State Street HQ | One Congress | Bulfinch Crossing | West End

If nobody important cared there wouldn't be a combined 274 buildings completed or U/C worldwide that are over 1000', or 311 that eclipse the international supertall standard of 984' (300m). Clearly there are important people who care enough to build that many buildings. Even Mayor Menino, an important person in Boston, wanted to get a supertall here. Unfortunately it was too little, too late, in an unfeasible location due to FAA, but it was a real sentiment. Many people, even just casual people who have lived here long enough and don't REALLY care, would still like to see Boston eclipse the Hancock someday. These are the real world numbers. If nobody cared, the Hancock wouldn't be on its way to dropping out of the Top 1000 tallest buildings within 50 years from being Top 20 when it was built.
 
Tangent: There’s a really nice book about the impact of zoning choices in NYC/Chicago on their respective skylines. It’s called Form Follows Finance.

I'll second this. It isn't too long, has very useful pictures and floor plans, and lays out in no uncertain terms why NYC and Chicago buildings ended up the way they did. I'd put it in my top 5 architecture books that had actual real world practical value and wasn't just a bunch of design/theory archibabble.

51173459191_5c79a56606.jpg
 
I almost wish the building would stay un-cladded like that. It is all the more impressive to see each and every steel level looming over the West End and the round shape means it looks like nothing else under construction Boston right now (or ever, to my knowledge).
 
This area of town could be great in 10-15 years. Very excited to see what happens with the state services complex and also that policy station is probably due for some love/relocation.
 
I just want to point out that a 910' building, if it popped up tomorrow, would be 287th (or worse) in the world. That's based on completed buildings, today, in the skyscraperpage database. I'm sure there are plenty in China and some other places that aren't on there. Also, according to the same database, there are 165 buildings currently under construction that are over 910', meaning even a 910' building, which is 120' taller than the Hancock, soon wouldn't make the world's top 450.
Also, right now on the CTBUH the Hancock is ranked 631st.

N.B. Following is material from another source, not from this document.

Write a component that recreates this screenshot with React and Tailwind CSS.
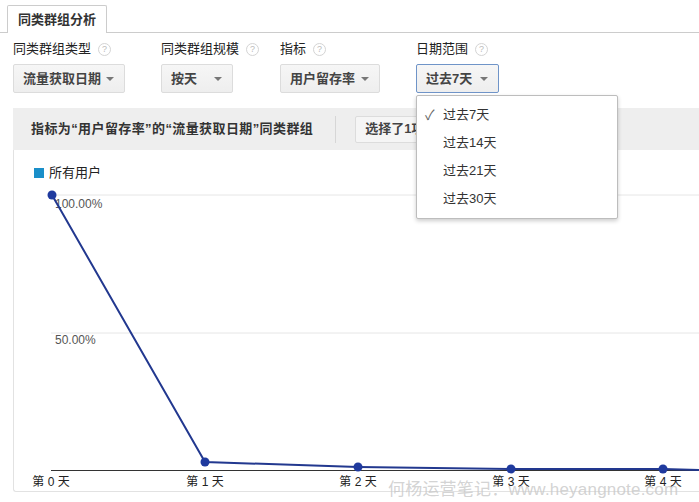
import React from "react";

const cjk = { fontFamily: '"Liberation Sans", "Noto Sans CJK SC", sans-serif' };

function Help() {
  return (
    <span className="ml-[7px] inline-flex h-[13px] w-[13px] items-center justify-center rounded-full border border-[#d4d4d4] text-[9px] leading-none text-[#bbb]">
      ?
    </span>
  );
}

function Caret() {
  return <span className="ml-auto h-0 w-0 border-x-[4px] border-t-[4px] border-x-transparent border-t-[#777]" />;
}

function Picker({ label, value, width, active }) {
  return (
    <div className="flex flex-col">
      <div className="flex h-[18px] items-center text-[13px] text-[#222]">
        {label}
        <Help />
      </div>
      <div
        className={`mt-[6px] flex h-[29px] items-center rounded-[2px] border bg-gradient-to-b from-[#f6f6f6] to-[#eeeeee] pl-[9px] pr-[10px] text-[13px] font-bold text-[#444] ${
          active ? "border-[#6f94c8]" : "border-[#dcdcdc]"
        }`}
        style={{ width }}
      >
        {value}
        <Caret />
      </div>
    </div>
  );
}

const points = [
  [38, 9],
  [191, 276],
  [344, 281],
  [497, 283],
  [649, 283],
];

const ticks = [
  [37, "第 0 天"],
  [191, "第 1 天"],
  [344, "第 2 天"],
  [497, "第 3 天"],
  [649, "第 4 天"],
];

export default function App() {
  return (
    <div className="relative h-[502px] w-[699px] overflow-hidden bg-white" style={cjk}>
      {/* tab strip */}
      <div className="flex border-b border-[#cccccc] pl-[7px] pt-[5px]">
        <div className="-mb-px flex h-[28px] items-center rounded-t-[2px] border border-b-0 border-[#cccccc] bg-white px-[10px] text-[13px] font-bold text-[#333]">
          同类群组分析
        </div>
      </div>

      {/* pickers */}
      <div className="flex pl-[13px] pt-[7px]">
        <div className="w-[148px]">
          <Picker label="同类群组类型" value="流量获取日期" width={112} />
        </div>
        <div className="w-[119px]">
          <Picker label="同类群组规模" value="按天" width={72} />
        </div>
        <div className="w-[136px]">
          <Picker label="指标" value="用户留存率" width={100} />
        </div>
        <div>
          <Picker label="日期范围" value="过去7天" width={83} active />
        </div>
      </div>

      {/* title bar */}
      <div className="ml-[13px] mt-[15px] flex h-[42px] items-center bg-[#eeeeee] pl-[18px]">
        <span className="text-[13px] font-bold tracking-[0.4px] text-[#333]">指标为“用户留存率”的“流量获取日期”同类群组</span>
        <span className="ml-[22px] h-[27px] w-px bg-[#d6d6d6]" />
        <div className="ml-[19px] flex h-[27px] items-center rounded-[2px] border border-[#dcdcdc] bg-[#f5f5f5] px-[9px] text-[13px] font-bold text-[#444]">
          选择了1项
        </div>
      </div>

      {/* chart panel */}
      <div className="ml-[13px] h-[342px] rounded-bl-[3px] border-b border-l border-[#e2e2e2]">
        <div className="flex h-[36px] items-center pl-[20px] pt-[10px] text-[13px] text-[#222]">
          <span className="mr-[5px] h-[10px] w-[10px] bg-[#1a8fc9]" />
          所有用户
        </div>
        <svg width="686" height="305" className="block" style={{ fontFamily: '"Liberation Sans", "Noto Sans CJK SC", sans-serif' }}>
          <line x1="37" y1="9" x2="686" y2="9" stroke="#e6e6e6" />
          <line x1="37" y1="147" x2="686" y2="147" stroke="#e6e6e6" />
          <text x="41" y="22" fontSize="12" fill="#555">100.00%</text>
          <text x="41" y="158" fontSize="12" fill="#555">50.00%</text>
          <line x1="37" y1="284.5" x2="686" y2="284.5" stroke="#333" />
          <polyline
            points={[...points, [686, 284]].map((p) => p.join(",")).join(" ")}
            fill="none"
            stroke="#22388f"
            strokeWidth="2"
          />
          {points.map(([x, y], i) => (
            <circle key={i} cx={x} cy={y} r="4.5" fill="#1f3a9e" />
          ))}
          {ticks.map(([x, t]) => (
            <text key={x} x={x} y="300" fontSize="12" fill="#222" textAnchor="middle">
              {t}
            </text>
          ))}
        </svg>
      </div>

      {/* watermark */}
      <div className="absolute left-[388px] top-[481px] text-[17px] leading-none tracking-[0.2px] text-[#c8c8c8]/80">
        何杨运营笔记：www.heyangnote.com
      </div>

      {/* open dropdown */}
      <div className="absolute left-[416px] top-[95px] w-[202px] rounded-[2px] border border-[#bdbdbd] bg-white py-[5px] text-[13px] text-[#333] shadow-[0_2px_4px_rgba(0,0,0,0.2)]">
        {["过去7天", "过去14天", "过去21天", "过去30天"].map((t, i) => (
          <div key={t} className="relative flex h-[28px] items-center pl-[26px]">
            {i === 0 && <span className="absolute left-[8px] text-[14px] text-[#666]">✓</span>}
            {t}
          </div>
        ))}
      </div>
    </div>
  );
}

On SSC they have a section called Rate Our Talls with threads for every building in the world >250 meters. You go through pages and pages of random Chinese boxes and Boston never appears once.
 
OK fine
point taken
I didn't mean it like that but looking back it seems like unfortunate wording- oh well.

I absolutely agreed with your post, Hubman, my warped mind found humor in the situation. Hence the laughing emoji. It’s all good.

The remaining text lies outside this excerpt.